Raw records =>
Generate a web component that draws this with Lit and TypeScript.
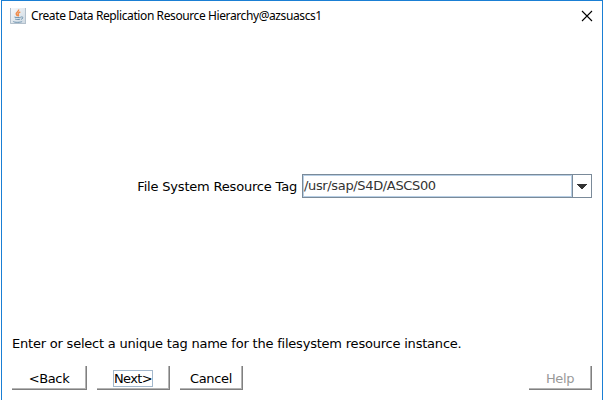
import { LitElement, html, css } from "lit";
import { customElement, property } from "lit/decorators.js";

@customElement("dialog-button")
class DialogButton extends LitElement {
  @property() label = "";
  @property({ type: Boolean }) focused = false;
  @property({ type: Boolean }) disabled = false;
  static styles = css`
    :host { display: block; height: 24px; }
    .button {
      box-sizing: border-box; width: 100%; height: 24px; margin: 0; padding: 1px 1px 0 0;
      display: flex; align-items: center; justify-content: center;
      font: inherit; letter-spacing: inherit; color: #000; background: #fff; border: 0;
      box-shadow: inset -1px -1px #808080, inset -2px -2px #b4b4b4;
    }
    .button:disabled { color: #999; }
    .text { box-sizing: border-box; height: 17px; line-height: 15px; border: 1px solid transparent; white-space: nowrap; }
    .focused { width: 40px; border-color: #a3b8cc; letter-spacing: -0.65px; }
  `;
  render() {
    return html`<button class="button" ?disabled=${this.disabled}>
      <span class="text ${this.focused ? "focused" : ""}">${this.label}</span>
    </button>`;
  }
}

@customElement("app-root")
class AppRoot extends LitElement {
  static styles = css`
    :host { display: block; width: 604px; height: 400px; background: #fff; }
    .window {
      box-sizing: border-box; width: 602px; height: 400px; margin-left: 1px; overflow: hidden;
      border: solid #1a7fd4; border-width: 1px 1px 0; background: #fff;
      display: flex; flex-direction: column;
      font: 13px "DejaVu Sans", sans-serif; color: #000;
    }
    .titlebar { height: 30px; display: flex; align-items: center; padding: 0 9px 0 8px; }
    .logo { display: block; margin-right: 5px; }
    .title { flex: 1; font: 12px/16px "Noto Sans", sans-serif; letter-spacing: -0.4px; white-space: nowrap; }
    .close { display: block; margin-top: -1px; }
    .body { flex: 1; display: flex; flex-direction: column; padding: 0 10px 0 10px; }
    .field { margin-top: 143px; height: 24px; display: flex; align-items: center; justify-content: flex-end; }
    .label { margin-right: 5px; padding-top: 2px; white-space: nowrap; letter-spacing: -0.19px; line-height: 22px; }
    .combo { box-sizing: border-box; width: 290px; height: 24px; border: 1px solid #7a8a99; display: flex; }
    .value {
      flex: 1; border: 1px solid #b8cfe5;
      line-height: 20px; white-space: nowrap; letter-spacing: -0.35px; color: #333;
    }
    .arrow { width: 18px; border-left: 1px solid #7a8a99; display: flex; align-items: center; justify-content: center; }
    .message { margin-top: 137px; height: 18px; line-height: 18px; white-space: nowrap; letter-spacing: -0.21px; }
    .actions { margin-top: 13px; display: flex; letter-spacing: -0.35px; }
    .back { width: 75px; margin-right: 10px; }
    .next { width: 73px; margin-right: 10px; }
    .cancel { width: 63px; }
    .help { width: 63px; margin-left: auto; }
  `;
  render() {
    return html`
      <div class="window">
        <div class="titlebar">
          <svg class="logo" width="16" height="16" viewBox="0 0 16 16">
            <defs><linearGradient id="tile" x1="0" y1="0" x2="1" y2="1">
              <stop offset="0" stop-color="#f7f9fb" /><stop offset="1" stop-color="#cdd8e1" />
            </linearGradient></defs>
            <path d="M0 0h16v16H0z" fill="url(#tile)" />
            <path d="M.5 0v15.5H16M15.5 0v16" fill="none" stroke="#b3c0cc" />
            <path d="M8.6 1.5C9.3 3.6 5.5 4.2 6.2 6.1c.2.7 1 1.2 1.2 2M10.3 4C8 4.8 7.5 5.7 8.4 6.8c.3.5.2.9-.2 1.4" fill="none" stroke="#f08a48" stroke-width="1.4" />
            <path d="M4.5 9.1c2 .7 5 .6 6.3.1M5.2 11.1c1.5.6 3.8.5 5 0M3.3 13.2c-.6 1.4 7.7 1.5 8.8.2M11.2 8.9c2.7-.2 1.8 2-.2 2.4" fill="none" stroke="#6b91ad" stroke-width="1" />
          </svg>
          <span class="title">Create Data Replication Resource Hierarchy@azsuascs1</span>
          <svg class="close" width="12" height="12" viewBox="0 0 12 12">
            <path d="M1 1l10 10M11 1L1 11" stroke="#000" stroke-width="1.1" />
          </svg>
        </div>
        <div class="body">
          <div class="field">
            <span class="label">File System Resource Tag</span>
            <div class="combo">
              <div class="value">/usr/sap/S4D/ASCS00</div>
              <div class="arrow">
                <svg width="10" height="5" viewBox="0 0 10 5" shape-rendering="crispEdges"><path d="M0 0h10v1H9v1H8v1H7v1H6v1H4V4H3V3H2V2H1V1H0z" fill="#333" /></svg>
              </div>
            </div>
          </div>
          <div class="message">Enter or select a unique tag name for the filesystem resource instance.</div>
          <div class="actions">
            <dialog-button class="back" label="&lt;Back"></dialog-button>
            <dialog-button class="next" label="Next&gt;" focused></dialog-button>
            <dialog-button class="cancel" label="Cancel"></dialog-button>
            <dialog-button class="help" label="Help" disabled></dialog-button>
          </div>
        </div>
      </div>`;
  }
}
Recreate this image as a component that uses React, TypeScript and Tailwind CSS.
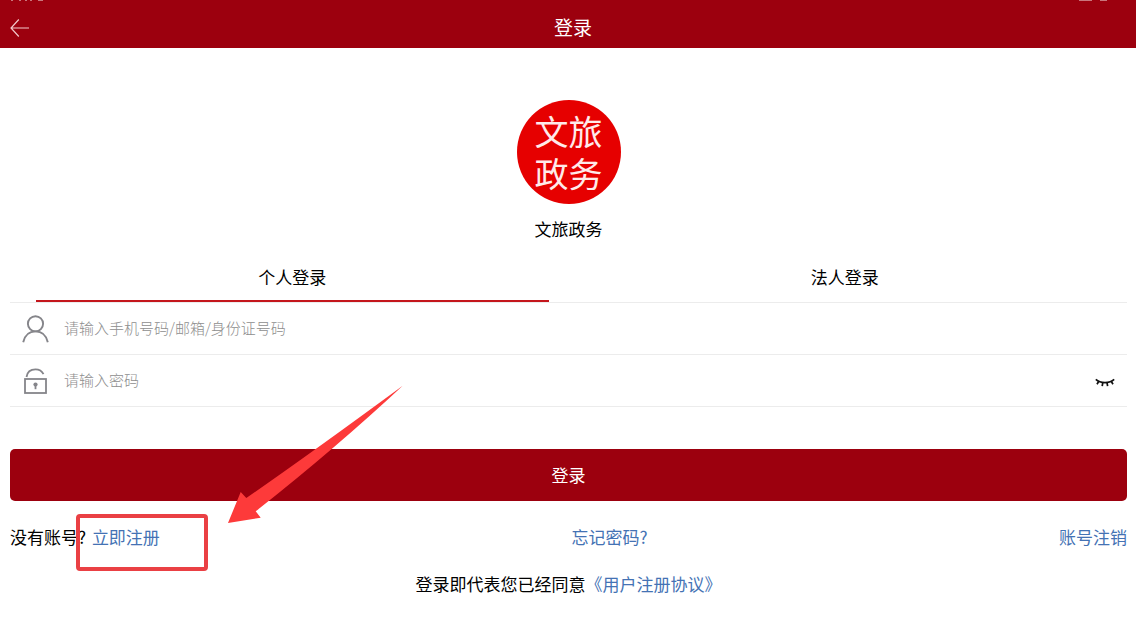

Requirement =>
Write out the full listing verbatim, excluding its pictures.

Answer to this exercise =>
Generate a web component that draws this with Lit and TypeScript.
import { LitElement, html, css } from "lit";
import { customElement, property } from "lit/decorators.js";

@customElement("dialog-button")
class DialogButton extends LitElement {
  @property() label = "";
  @property({ type: Boolean }) focused = false;
  @property({ type: Boolean }) disabled = false;
  static styles = css`
    :host { display: block; height: 24px; }
    .button {
      box-sizing: border-box; width: 100%; height: 24px; margin: 0; padding: 1px 1px 0 0;
      display: flex; align-items: center; justify-content: center;
      font: inherit; letter-spacing: inherit; color: #000; background: #fff; border: 0;
      box-shadow: inset -1px -1px #808080, inset -2px -2px #b4b4b4;
    }
    .button:disabled { color: #999; }
    .text { box-sizing: border-box; height: 17px; line-height: 15px; border: 1px solid transparent; white-space: nowrap; }
    .focused { width: 40px; border-color: #a3b8cc; letter-spacing: -0.65px; }
  `;
  render() {
    return html`<button class="button" ?disabled=${this.disabled}>
      <span class="text ${this.focused ? "focused" : ""}">${this.label}</span>
    </button>`;
  }
}

@customElement("app-root")
class AppRoot extends LitElement {
  static styles = css`
    :host { display: block; width: 604px; height: 400px; background: #fff; }
    .window {
      box-sizing: border-box; width: 602px; height: 400px; margin-left: 1px; overflow: hidden;
      border: solid #1a7fd4; border-width: 1px 1px 0; background: #fff;
      display: flex; flex-direction: column;
      font: 13px "DejaVu Sans", sans-serif; color: #000;
    }
    .titlebar { height: 30px; display: flex; align-items: center; padding: 0 9px 0 8px; }
    .logo { display: block; margin-right: 5px; }
    .title { flex: 1; font: 12px/16px "Noto Sans", sans-serif; letter-spacing: -0.4px; white-space: nowrap; }
    .close { display: block; margin-top: -1px; }
    .body { flex: 1; display: flex; flex-direction: column; padding: 0 10px 0 10px; }
    .field { margin-top: 143px; height: 24px; display: flex; align-items: center; justify-content: flex-end; }
    .label { margin-right: 5px; padding-top: 2px; white-space: nowrap; letter-spacing: -0.19px; line-height: 22px; }
    .combo { box-sizing: border-box; width: 290px; height: 24px; border: 1px solid #7a8a99; display: flex; }
    .value {
      flex: 1; border: 1px solid #b8cfe5;
      line-height: 20px; white-space: nowrap; letter-spacing: -0.35px; color: #333;
    }
    .arrow { width: 18px; border-left: 1px solid #7a8a99; display: flex; align-items: center; justify-content: center; }
    .message { margin-top: 137px; height: 18px; line-height: 18px; white-space: nowrap; letter-spacing: -0.21px; }
    .actions { margin-top: 13px; display: flex; letter-spacing: -0.35px; }
    .back { width: 75px; margin-right: 10px; }
    .next { width: 73px; margin-right: 10px; }
    .cancel { width: 63px; }
    .help { width: 63px; margin-left: auto; }
  `;
  render() {
    return html`
      <div class="window">
        <div class="titlebar">
          <svg class="logo" width="16" height="16" viewBox="0 0 16 16">
            <defs><linearGradient id="tile" x1="0" y1="0" x2="1" y2="1">
              <stop offset="0" stop-color="#f7f9fb" /><stop offset="1" stop-color="#cdd8e1" />
            </linearGradient></defs>
            <path d="M0 0h16v16H0z" fill="url(#tile)" />
            <path d="M.5 0v15.5H16M15.5 0v16" fill="none" stroke="#b3c0cc" />
            <path d="M8.6 1.5C9.3 3.6 5.5 4.2 6.2 6.1c.2.7 1 1.2 1.2 2M10.3 4C8 4.8 7.5 5.7 8.4 6.8c.3.5.2.9-.2 1.4" fill="none" stroke="#f08a48" stroke-width="1.4" />
            <path d="M4.5 9.1c2 .7 5 .6 6.3.1M5.2 11.1c1.5.6 3.8.5 5 0M3.3 13.2c-.6 1.4 7.7 1.5 8.8.2M11.2 8.9c2.7-.2 1.8 2-.2 2.4" fill="none" stroke="#6b91ad" stroke-width="1" />
          </svg>
          <span class="title">Create Data Replication Resource Hierarchy@azsuascs1</span>
          <svg class="close" width="12" height="12" viewBox="0 0 12 12">
            <path d="M1 1l10 10M11 1L1 11" stroke="#000" stroke-width="1.1" />
          </svg>
        </div>
        <div class="body">
          <div class="field">
            <span class="label">File System Resource Tag</span>
            <div class="combo">
              <div class="value">/usr/sap/S4D/ASCS00</div>
              <div class="arrow">
                <svg width="10" height="5" viewBox="0 0 10 5" shape-rendering="crispEdges"><path d="M0 0h10v1H9v1H8v1H7v1H6v1H4V4H3V3H2V2H1V1H0z" fill="#333" /></svg>
              </div>
            </div>
          </div>
          <div class="message">Enter or select a unique tag name for the filesystem resource instance.</div>
          <div class="actions">
            <dialog-button class="back" label="&lt;Back"></dialog-button>
            <dialog-button class="next" label="Next&gt;" focused></dialog-button>
            <dialog-button class="cancel" label="Cancel"></dialog-button>
            <dialog-button class="help" label="Help" disabled></dialog-button>
          </div>
        </div>
      </div>`;
  }
}
Recreate this image as a component that uses React, TypeScript and Tailwind CSS.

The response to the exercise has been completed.